* [Problem to solve] Write out each line from the data below that includes the word "component".

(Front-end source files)
** BEGIN **

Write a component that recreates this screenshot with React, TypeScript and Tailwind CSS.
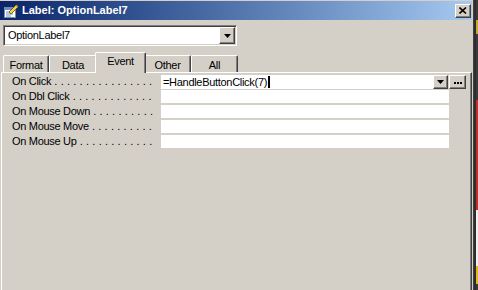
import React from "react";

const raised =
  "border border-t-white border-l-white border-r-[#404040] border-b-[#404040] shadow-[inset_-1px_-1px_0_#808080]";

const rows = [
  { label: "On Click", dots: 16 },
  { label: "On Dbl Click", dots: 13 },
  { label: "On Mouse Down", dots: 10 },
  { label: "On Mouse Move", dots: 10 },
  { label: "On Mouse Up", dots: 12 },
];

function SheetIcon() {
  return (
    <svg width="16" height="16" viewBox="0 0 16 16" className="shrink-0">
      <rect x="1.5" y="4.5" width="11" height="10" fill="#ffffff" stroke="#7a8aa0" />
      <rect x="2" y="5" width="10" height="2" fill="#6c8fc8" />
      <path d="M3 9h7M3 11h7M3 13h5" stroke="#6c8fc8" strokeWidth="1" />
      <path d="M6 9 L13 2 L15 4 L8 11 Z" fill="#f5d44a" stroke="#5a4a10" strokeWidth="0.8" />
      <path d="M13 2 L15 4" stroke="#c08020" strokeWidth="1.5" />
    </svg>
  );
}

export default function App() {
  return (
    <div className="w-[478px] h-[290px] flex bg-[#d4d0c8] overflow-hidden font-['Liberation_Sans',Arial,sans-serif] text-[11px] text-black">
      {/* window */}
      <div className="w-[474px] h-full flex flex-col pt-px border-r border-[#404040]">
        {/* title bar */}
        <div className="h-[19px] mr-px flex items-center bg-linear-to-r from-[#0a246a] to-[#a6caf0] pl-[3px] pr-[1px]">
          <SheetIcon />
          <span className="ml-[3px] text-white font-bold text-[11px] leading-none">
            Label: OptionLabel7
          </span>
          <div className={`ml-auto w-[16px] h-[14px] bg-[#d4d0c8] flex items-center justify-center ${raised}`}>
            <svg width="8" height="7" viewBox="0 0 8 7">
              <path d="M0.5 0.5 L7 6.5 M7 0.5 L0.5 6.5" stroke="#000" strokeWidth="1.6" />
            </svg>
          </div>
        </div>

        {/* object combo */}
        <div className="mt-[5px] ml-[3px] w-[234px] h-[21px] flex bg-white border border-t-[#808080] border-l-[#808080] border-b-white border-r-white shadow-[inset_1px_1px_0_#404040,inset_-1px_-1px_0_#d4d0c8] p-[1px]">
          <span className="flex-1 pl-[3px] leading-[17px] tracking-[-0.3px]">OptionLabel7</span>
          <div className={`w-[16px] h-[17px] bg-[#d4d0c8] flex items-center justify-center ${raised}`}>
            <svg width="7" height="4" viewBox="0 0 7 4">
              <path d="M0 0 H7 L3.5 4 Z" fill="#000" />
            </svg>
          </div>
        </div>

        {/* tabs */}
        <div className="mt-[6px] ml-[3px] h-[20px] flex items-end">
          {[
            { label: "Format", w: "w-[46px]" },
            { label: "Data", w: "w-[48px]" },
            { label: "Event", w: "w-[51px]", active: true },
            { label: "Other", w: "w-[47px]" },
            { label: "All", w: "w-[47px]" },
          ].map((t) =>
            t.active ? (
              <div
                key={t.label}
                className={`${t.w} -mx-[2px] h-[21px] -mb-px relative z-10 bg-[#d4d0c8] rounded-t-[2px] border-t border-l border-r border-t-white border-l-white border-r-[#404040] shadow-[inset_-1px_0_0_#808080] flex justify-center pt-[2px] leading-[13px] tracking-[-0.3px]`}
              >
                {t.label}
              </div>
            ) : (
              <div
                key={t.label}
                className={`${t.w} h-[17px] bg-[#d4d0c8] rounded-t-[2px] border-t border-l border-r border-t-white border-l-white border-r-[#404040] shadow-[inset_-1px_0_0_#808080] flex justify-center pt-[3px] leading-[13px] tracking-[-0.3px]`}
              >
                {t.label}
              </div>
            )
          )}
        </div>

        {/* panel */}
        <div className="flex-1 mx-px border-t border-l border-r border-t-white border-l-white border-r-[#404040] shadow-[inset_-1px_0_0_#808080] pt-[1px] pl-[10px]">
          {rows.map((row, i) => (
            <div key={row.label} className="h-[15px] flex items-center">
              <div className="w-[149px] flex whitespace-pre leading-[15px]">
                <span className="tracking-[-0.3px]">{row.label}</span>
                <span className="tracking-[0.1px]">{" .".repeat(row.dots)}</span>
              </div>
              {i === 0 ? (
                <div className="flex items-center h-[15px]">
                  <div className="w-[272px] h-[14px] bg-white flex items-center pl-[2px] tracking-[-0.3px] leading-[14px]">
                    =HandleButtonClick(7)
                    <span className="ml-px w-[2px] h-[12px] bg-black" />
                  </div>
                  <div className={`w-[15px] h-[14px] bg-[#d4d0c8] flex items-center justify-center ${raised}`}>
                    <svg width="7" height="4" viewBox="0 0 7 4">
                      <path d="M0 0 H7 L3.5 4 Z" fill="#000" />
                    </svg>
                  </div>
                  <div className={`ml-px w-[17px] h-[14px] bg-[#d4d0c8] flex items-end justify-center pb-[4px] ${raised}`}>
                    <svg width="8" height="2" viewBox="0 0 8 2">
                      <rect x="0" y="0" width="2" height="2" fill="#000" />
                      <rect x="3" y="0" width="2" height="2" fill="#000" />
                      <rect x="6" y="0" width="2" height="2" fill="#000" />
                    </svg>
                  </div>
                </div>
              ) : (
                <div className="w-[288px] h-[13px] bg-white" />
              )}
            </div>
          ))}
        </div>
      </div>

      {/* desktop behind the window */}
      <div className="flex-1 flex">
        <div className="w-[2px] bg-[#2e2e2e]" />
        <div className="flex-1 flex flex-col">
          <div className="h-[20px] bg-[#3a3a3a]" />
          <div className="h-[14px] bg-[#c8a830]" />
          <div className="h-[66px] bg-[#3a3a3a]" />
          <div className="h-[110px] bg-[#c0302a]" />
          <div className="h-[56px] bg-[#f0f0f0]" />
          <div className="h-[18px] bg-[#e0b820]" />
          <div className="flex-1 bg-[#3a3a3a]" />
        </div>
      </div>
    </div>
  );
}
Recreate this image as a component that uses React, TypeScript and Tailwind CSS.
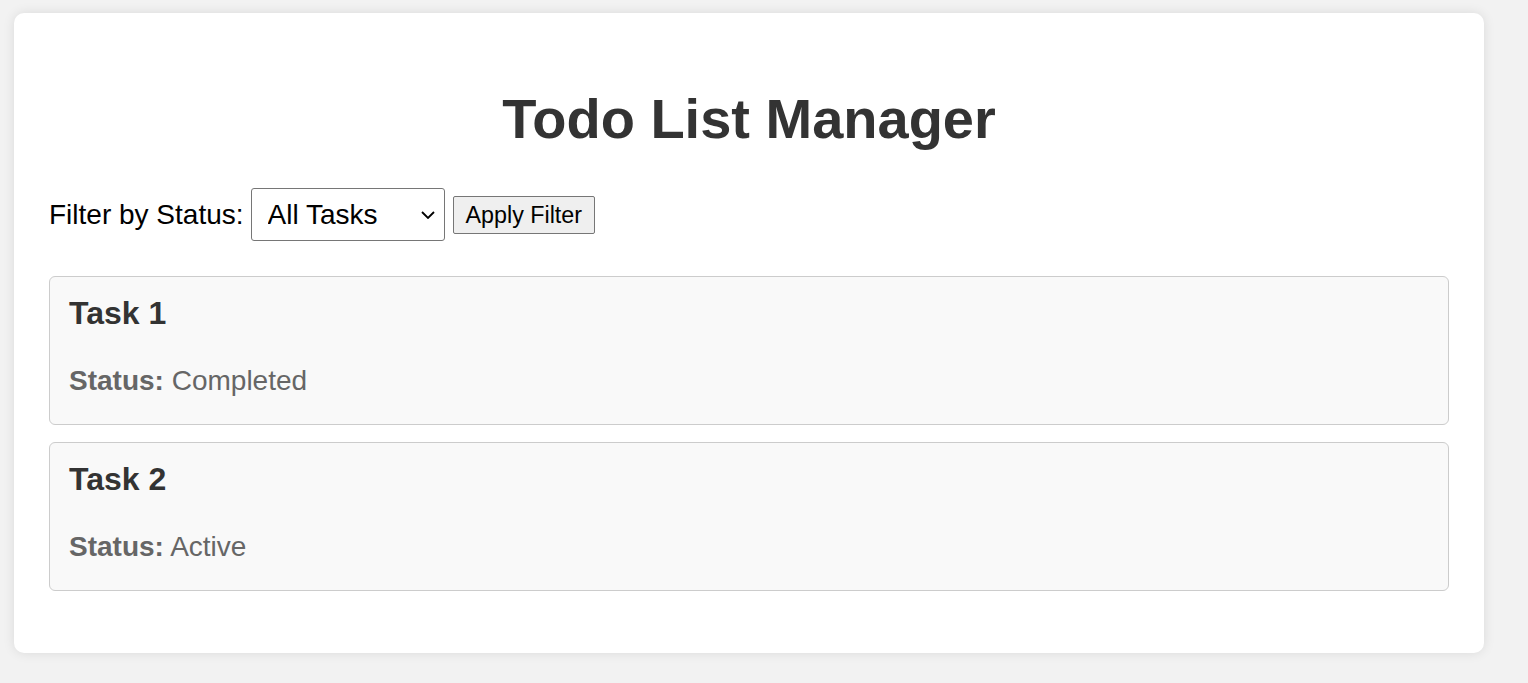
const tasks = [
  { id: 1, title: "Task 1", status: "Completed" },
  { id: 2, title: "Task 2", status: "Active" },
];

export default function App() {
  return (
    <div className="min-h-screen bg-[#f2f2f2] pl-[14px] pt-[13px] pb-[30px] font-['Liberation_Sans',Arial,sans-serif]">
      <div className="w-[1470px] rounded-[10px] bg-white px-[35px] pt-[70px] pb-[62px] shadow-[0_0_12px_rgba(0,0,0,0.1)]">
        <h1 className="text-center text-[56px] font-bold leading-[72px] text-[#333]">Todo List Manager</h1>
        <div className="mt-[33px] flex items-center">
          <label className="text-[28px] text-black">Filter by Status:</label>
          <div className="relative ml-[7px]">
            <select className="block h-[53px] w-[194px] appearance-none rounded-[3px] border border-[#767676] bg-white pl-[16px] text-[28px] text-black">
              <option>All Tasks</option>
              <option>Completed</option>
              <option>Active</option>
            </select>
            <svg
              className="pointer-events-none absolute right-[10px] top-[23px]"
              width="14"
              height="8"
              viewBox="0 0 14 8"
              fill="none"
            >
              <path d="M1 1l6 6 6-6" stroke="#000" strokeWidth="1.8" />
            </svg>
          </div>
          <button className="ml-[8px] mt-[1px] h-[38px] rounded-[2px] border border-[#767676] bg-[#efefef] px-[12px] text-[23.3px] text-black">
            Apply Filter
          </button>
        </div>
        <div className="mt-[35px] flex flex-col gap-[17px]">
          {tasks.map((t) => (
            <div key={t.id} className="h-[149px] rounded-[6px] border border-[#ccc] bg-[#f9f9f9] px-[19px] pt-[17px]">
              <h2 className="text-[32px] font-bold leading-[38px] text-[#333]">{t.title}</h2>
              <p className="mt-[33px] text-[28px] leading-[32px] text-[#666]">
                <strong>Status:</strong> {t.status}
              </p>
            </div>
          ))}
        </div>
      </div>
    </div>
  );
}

** END **

* [Answer to the task]
Write a component that recreates this screenshot with React, TypeScript and Tailwind CSS.
Recreate this image as a component that uses React, TypeScript and Tailwind CSS.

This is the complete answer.